Sait Başer üstadın “içimizdeki manevi öz” manasında kalb’e karşılık gelen gönül tespiti, gayet yerli yerinde. Gönlü çekmek, gönlü kalmak, canı gönülden ifadelerinden ve gönlü ısınmak, gönlü kaymak, gönlü akmak, gönlünü kaptırmak gibi deyimlerden yola çıktığımızda gönlün duyguların yoğunlaştığı sevgi ve arzu kaynağı olduğu anlaşılıyor. Gönlüne yatmak, gönüllü olmak, gönlünü almak, gönül rahatlığı, gönül sözünün duygu ve arzular kadar rıza ve huzur ile de bağlantılı olduğunu gösteriyor. “Gönül bağı”, “gönül birliği” deyişleri, insan ilişkisindeki bağlılıkların çok güçlü duygularla örüldüğü haller için kullanılırken “gönlüne düşmek” özlemle yüklü hatırlamaları anlatıyor. “Gönül ehli” ve “gönül eri” tabirleri ise yine “yaratılanı Yaratan’dan ötürü seven”, “gönlü zengin”leri ve Yunus Emre’yi, onun “Dostun evi gönüllerdir / Gönüller yapmaya geldim” ve dahi “Yunus emre der hoca / Gerekse var bin hacca / Hepsinden iyice / Bir gönüle girmektir” beyitlerini aklımıza getiriyor.

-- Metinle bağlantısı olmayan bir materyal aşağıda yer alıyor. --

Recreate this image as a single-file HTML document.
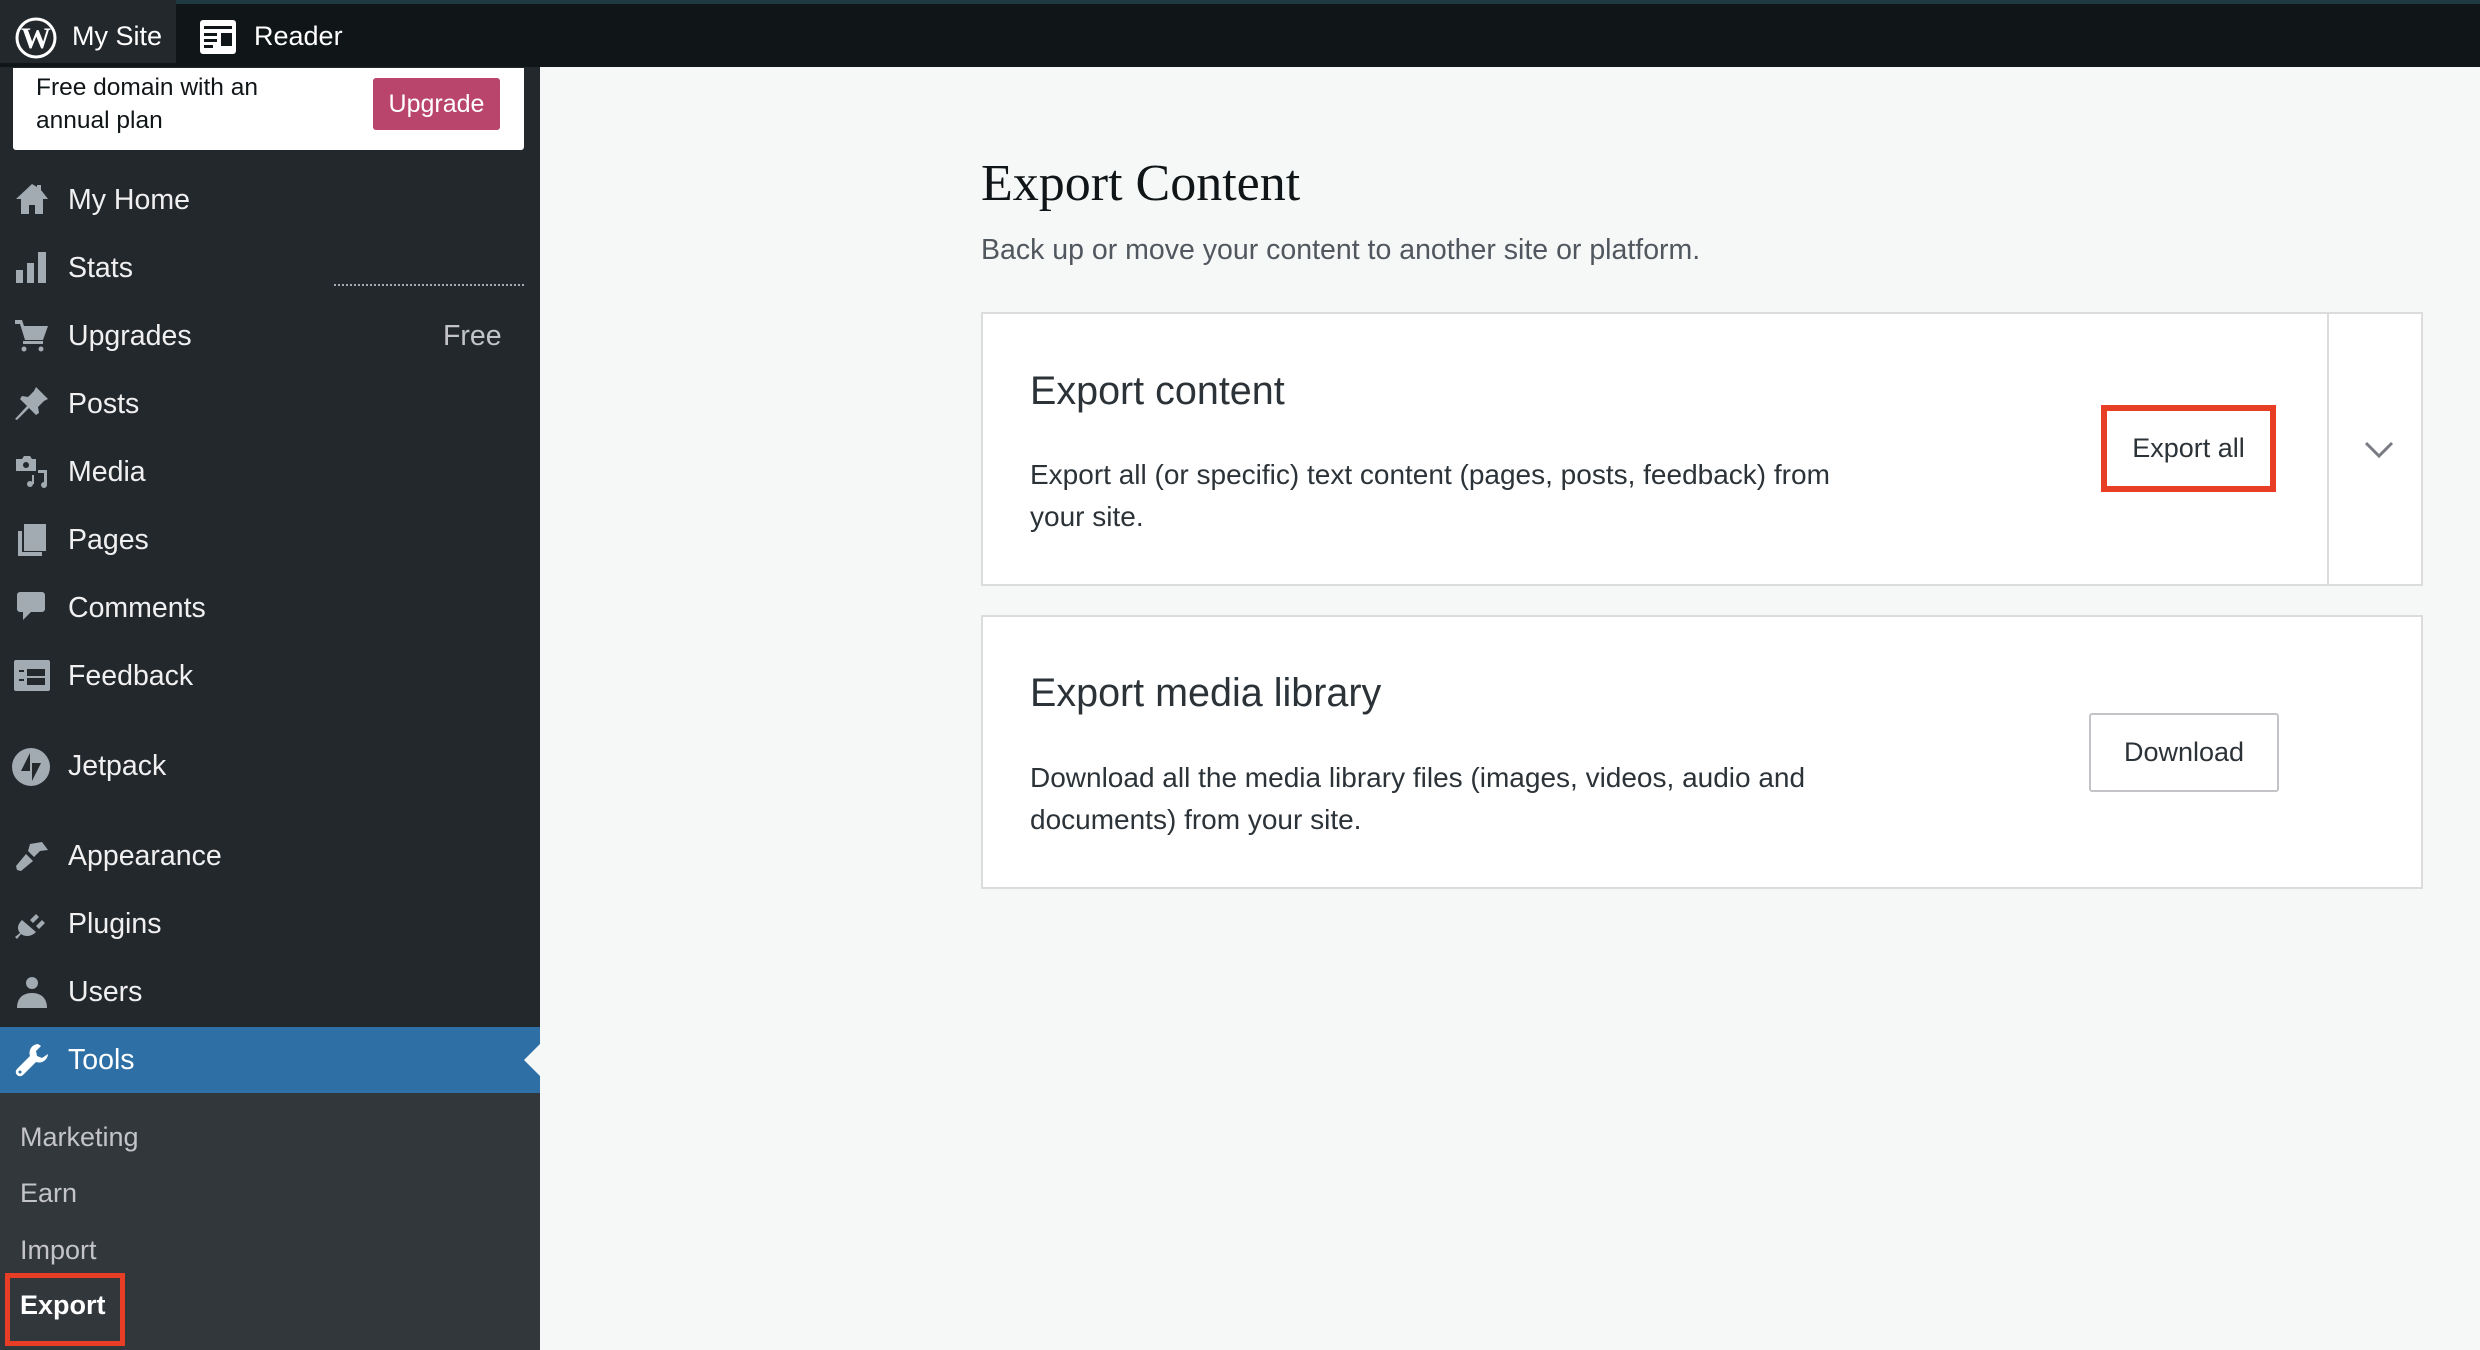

Ama dilimizdeki gönül ile ilgili birçok ifade ve deyime baktığımızda daha geniş bir anlam ağıyla karşılaşıyoruz. Öyle ki, Ahmet Turgut, Akıl, Aşk ve Ötesi kitabında “gönül” sözcüğünün hissi-duygusal nazarda, kalb kelimesinin ise fikri-imani konularda daha derin açılımlara sahip olduğu kanaatinde. Ona göre “gönlü kararmak”, darlanma ve sıkıntıyı anlatırken “kalbi kararmak”, işin içinde şeytani ve şer güçlerin etkisinin bulunduğunu dile getirmeye çalışıyor. Gönlünü oyalamak, gözü gönlü açılmak, gönül eğlencesi gibi geçici hazların da gönülle ilgili olduğunu belirten ifadeler; gönlü çelinmek, gönül çelen, gönül koymak, gönlüne dokunmak, gönül yarası, gönlü yıkılmak, gönlünden çıkarmak gibi gönlün narinliği ve hassasiyetini dile getiren sözler, Ahmet Turgut’u doğruluyor.